TRIDENT: Cross-Domain Trajectory Spatio-Temporal Representation via Distance-Preserving Triplet Learning

We present the TRIplet-based Distance-preserving Embedding Network for Trajectories (TRIDENT), a spatio-temporal representation framework for compressing and retrieving trajectories across scales, from badminton courts to large-scale urban environments. Existing methods often assume smooth, continuous motion, but real trajectories exhibit event-driven annotation, abrupt direction changes, GPS errors, irregular sampling, and domain shifts, exposing the inefficiency, limited generalization, and inability to robustly integrate temporal order with spatial sequence structure of prior models. TRIDENT addresses these challenges by combining GCN spatial embeddings with temporal features in a Dual-Attention Encoder (DAEncoder), along with a Nonlinear Tanh-Projection Attention Pooling (NTAP) module that preserves local order and robustness under noise.

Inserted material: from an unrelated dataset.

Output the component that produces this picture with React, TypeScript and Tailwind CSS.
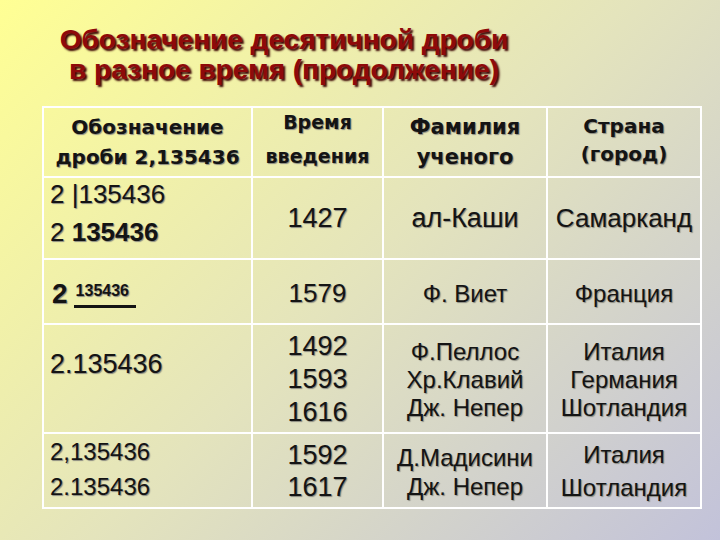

For metric learning, we introduce a Distance-preserving Multi-kernel Triplet Loss (DMT) to preserve pairwise spatio-temporal distances in the native feature space and their rank order within the embedding, thereby reducing geometry distortion and improving cross-domain generalization. Experiments on urban mobility and badminton datasets show that TRIDENT outperforms strong baselines in retrieval accuracy, efficiency, and cross-domain generalization. Furthermore, the learned embeddings capture spatio-temporal sequence patterns, facilitating tactical analysis of badminton rallies via silhouette-guided spectral clustering that provides more actionable insights than direct trajectory classification. An anonymous repo with code and data is in the supplement.